The region produces fuels, lubricants, polymers, fertilizers, synthetic materials, and chemical intermediates used across manufacturing sectors. Large refineries and chemical complexes are often located near ports, allowing crude oil and feedstocks to be imported efficiently.
Petrochemicals are foundational to modern industrial economies, supplying inputs for plastics, automotive components, textiles, electronics, and construction materials. The Bohai Rim’s petrochemical base supports both domestic consumption and export-oriented manufacturing.
Aerospace Components and Systems
China’s aerospace industry is heavily concentrated in the north, including Beijing, Tianjin, and Liaoning. These areas host facilities involved in aircraft assembly, engine manufacturing, avionics, and materials research.
Tianjin, in particular, has become an important center for commercial aircraft assembly and aerospace supply chains. The region benefits from proximity to regulatory authorities, research institutes, and defense-related organizations.
Aerospace manufacturing demands extreme precision, long certification cycles, and close coordination with regulators. These characteristics align naturally with the institutional environment of the Bohai Rim.
Rail Equipment and Transportation Manufacturing
China’s rail industry is globally significant, and much of its industrial base is located in the Bohai Economic Rim. This includes the manufacturing of locomotives, railcars, signaling systems, and high-speed rail components.
The region’s rail equipment manufacturers support both domestic network expansion and international rail projects. Their products are used in urban transit systems, freight corridors, and high-speed passenger lines.
Rail manufacturing benefits from the region’s steel production, heavy machinery capabilities, and engineering expertise. It also aligns with state priorities related to infrastructure development and export of transportation technology.
Shipbuilding and Marine Engineering
Shipbuilding is a traditional strength of the Bohai Rim, particularly in Liaoning, Tianjin, and Shandong. The region builds commercial vessels, tankers, bulk carriers, and specialized ships.
Shipyards in this area benefit from access to steel, heavy machinery, skilled labor, and deep-water ports. They are also integrated with marine equipment suppliers and design institutes.
In addition to commercial shipbuilding, the region plays a role in naval and maritime security-related production, reinforcing its strategic importance.
Defense-Related Manufacturing
Defense manufacturing is one of the most sensitive and tightly controlled sectors in China, and much of it remains concentrated in the Bohai Economic Rim. This includes aerospace systems, naval equipment, armored vehicles, and advanced materials.
The proximity to Beijing allows close coordination between manufacturers, regulators, and military authorities. Defense industries require long-term investment, secrecy, and institutional stability, all of which are characteristic of the region.
Defense manufacturing also drives technological spillovers into civilian industries, particularly in materials science, electronics, and precision engineering.
Automotive Manufacturing and Components
The Bohai Rim is a major center for automotive manufacturing, including both passenger vehicles and commercial trucks.
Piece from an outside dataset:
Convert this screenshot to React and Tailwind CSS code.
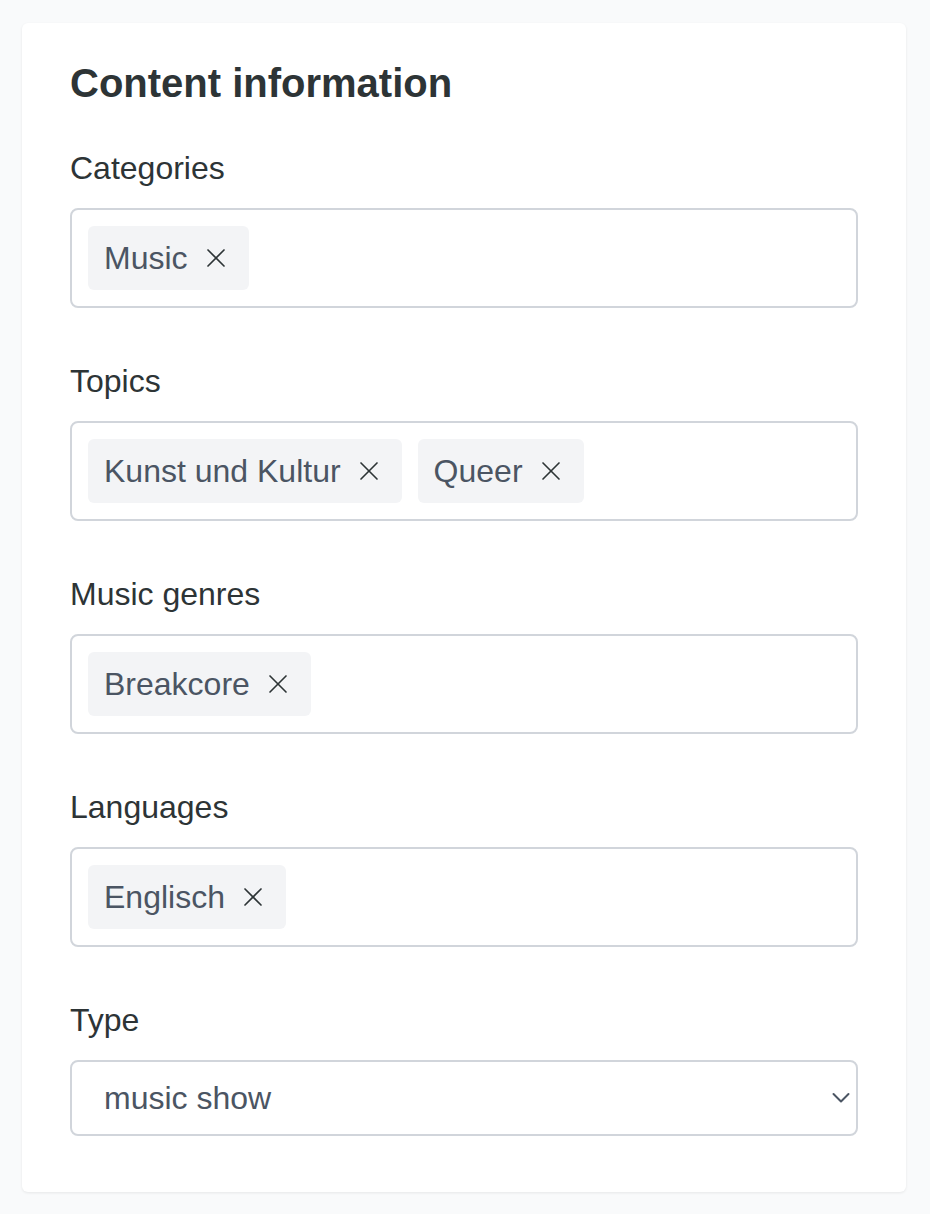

Shandong and Hebei host numerous assembly plants and component suppliers.
The region produces engines, transmissions, chassis systems, and metal components. It also supports electric vehicle production, particularly in battery materials and structural components.
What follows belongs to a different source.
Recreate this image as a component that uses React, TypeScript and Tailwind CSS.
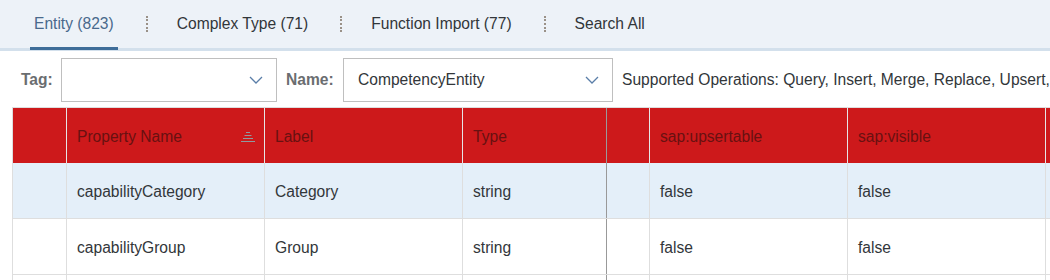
import React from "react";

const tabs = [
  { label: "Entity (823)", active: true },
  { label: "Complex Type (71)", active: false },
  { label: "Function Import (77)", active: false },
  { label: "Search All", active: false },
];

const columns = [
  { key: "sel", title: "", width: "w-[54px]" },
  { key: "name", title: "Property Name", width: "w-[198px]", sort: true },
  { key: "label", title: "Label", width: "w-[198px]" },
  { key: "type", title: "Type", width: "w-[144px]", dark: true },
  { key: "gap", title: "", width: "w-[43px]" },
  { key: "upsert", title: "sap:upsertable", width: "w-[198px]" },
  { key: "visible", title: "sap:visible", width: "w-[198px]" },
  { key: "more", title: "", width: "w-[120px]" },
];

const rows = [
  { sel: "", name: "capabilityCategory", label: "Category", type: "string", gap: "", upsert: "false", visible: "false", more: "" },
  { sel: "", name: "capabilityGroup", label: "Group", type: "string", gap: "", upsert: "false", visible: "false", more: "" },
  { sel: "", name: "", label: "", type: "", gap: "", upsert: "", visible: "", more: "" },
];

const Chevron = () => (
  <svg width="14" height="8" viewBox="0 0 14 8" className="shrink-0">
    <path d="M1 1 L7 7 L13 1" fill="none" stroke="#5a7ea8" strokeWidth="1.3" />
  </svg>
);

const SortIcon = () => (
  <svg width="16" height="12" viewBox="0 0 16 12">
    <rect x="6" y="1" width="4" height="1" fill="#8e9aa0" />
    <rect x="4.5" y="4" width="7" height="1" fill="#8e9aa0" />
    <rect x="3" y="7" width="10" height="1" fill="#8e9aa0" />
    <rect x="1" y="10" width="14" height="1" fill="#8e9aa0" />
  </svg>
);

const Select = ({ value, width }: { value: string; width: string }) => (
  <div className={`flex items-center justify-between h-[44px] ${width} shrink-0 border border-[#bfbfbf] bg-white pl-[14px] pr-[13px]`}>
    <span className="text-[15.6px] text-[#32363a]">{value}</span>
    <Chevron />
  </div>
);

const App = () => {
  return (
    <div className="w-[1050px] h-[280px] overflow-hidden bg-white" style={{ fontFamily: '"Liberation Sans", Arial, sans-serif' }}>
      {/* tab bar */}
      <div className="h-[51px] bg-[#edf2f8] border-b-[3px] border-[#d3e0ec] flex items-stretch pl-[30px]">
        {tabs.map((t, i) => (
          <div key={t.label} className="flex items-center">
            <div
              className={`h-full flex items-center px-[4px] -mb-[3px] border-b-[3px] ${
                t.active ? "border-[#3e6d99] text-[#49698c]" : "border-transparent text-[#32363a]"
              } text-[15.6px]`}
            >
              {t.label}
            </div>
            {i < tabs.length - 1 && (
              <div className="ml-[28px] mr-[25px] h-[16px] border-l-2 border-dotted border-[#9a9188]" />
            )}
          </div>
        ))}
      </div>

      {/* filter bar */}
      <div className="flex items-center h-[56px] pl-[21px] pt-[1px] whitespace-nowrap">
        <span className="w-[40px] shrink-0 text-[15.6px] font-bold text-[#6a6d70]">Tag:</span>
        <Select value="" width="w-[216px]" />
        <span className="ml-[9px] w-[57px] shrink-0 text-[15.6px] font-bold text-[#6a6d70]">Name:</span>
        <Select value="CompetencyEntity" width="w-[270px]" />
        <span className="text-[15.6px] text-[#32363a] ml-[9px]">
          Supported Operations: Query, Insert, Merge, Replace, Upsert,
        </span>
      </div>

      {/* table */}
      <div className="ml-[12px] border-l border-t border-[#dedede] w-max">
        <div className="flex h-[55px] bg-[#cd191b]">
          {columns.map((c) => (
            <div
              key={c.key}
              className={`${c.width} shrink-0 h-full border-r ${c.dark ? "border-[#9a9a9a]" : "border-[#e6e6e6]"} flex items-center justify-between pl-[10px] pr-[8px] pt-[2px] text-[15.6px] text-[#681111]`}
            >
              <span>{c.title}</span>
              {c.sort && <SortIcon />}
            </div>
          ))}
        </div>
        {rows.map((r, ri) => (
          <div key={ri} className={`flex h-[56px] border-b border-[#dedede] ${ri === 0 ? "bg-[#e4eff9]" : "bg-white"}`}>
            {columns.map((c) => (
              <div
                key={c.key}
                className={`${c.width} shrink-0 h-full border-r ${c.dark ? "border-[#999999]" : "border-[#dedede]"} flex items-center pl-[10px] pt-[2px] text-[15.6px] text-[#32363a]`}
              >
                {(r as Record<string, string>)[c.key]}
              </div>
            ))}
          </div>
        ))}
      </div>
    </div>
  );
};

export default App;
Automotive manufacturing benefits from the region’s steel production, machinery base, and logistics infrastructure. Proximity to northern consumer markets further strengthens its role.
Construction Materials and Infrastructure Inputs
Cement, glass, advanced construction materials, and prefabricated components are widely produced across the Bohai Rim. These materials support China’s ongoing infrastructure development and urbanization.
Construction materials manufacturing is closely linked to steel, chemicals, and energy supply, creating synergies within the regional industrial ecosystem.
Ports and Logistics: Tianjin and Qingdao
Large ports are essential to the region’s industrial role. Tianjin and Qingdao rank among China’s most important ports, handling bulk commodities, containers, and industrial equipment.
These ports enable the import of raw materials such as iron ore and crude oil, and the export of steel products, machinery, vehicles, and chemicals. Their scale and connectivity underpin the region’s competitiveness.
Proximity to Power: The Political Advantage
One of the Bohai Rim’s defining advantages is its proximity to China’s political institutions. Beijing hosts central ministries, regulators, and policy-making bodies that shape industrial strategy.
This proximity facilitates coordination, regulatory approval, and alignment with national priorities. It also reinforces the region’s role in industries that are politically sensitive or strategically important.
Strategic Role in China’s Industrial System
The Bohai Economic Rim anchors China’s heavy industrial and strategic manufacturing base. It provides the machinery, materials, and systems that enable infrastructure development, defense capability, and industrial self-reliance.
While other regions drive consumer manufacturing or technological experimentation, the Bohai Rim ensures continuity, scale, and control. It is the industrial backbone that supports China’s broader economic ambitions.
Conclusion: Industrial Power with Long-Term Purpose
The Bohai Economic Rim is not the fastest-growing or most glamorous manufacturing region in China. Its significance lies elsewhere. It is where industrial capacity is preserved, strategic industries are protected, and long-term national objectives are operationalized through manufacturing.
In a global economy increasingly shaped by geopolitical competition and supply chain resilience, the Bohai Rim represents China’s commitment to maintaining control over the foundational layers of industrial power. Its factories, ports, and institutions will continue to shape not only China’s economy, but the structure of global manufacturing for decades to come.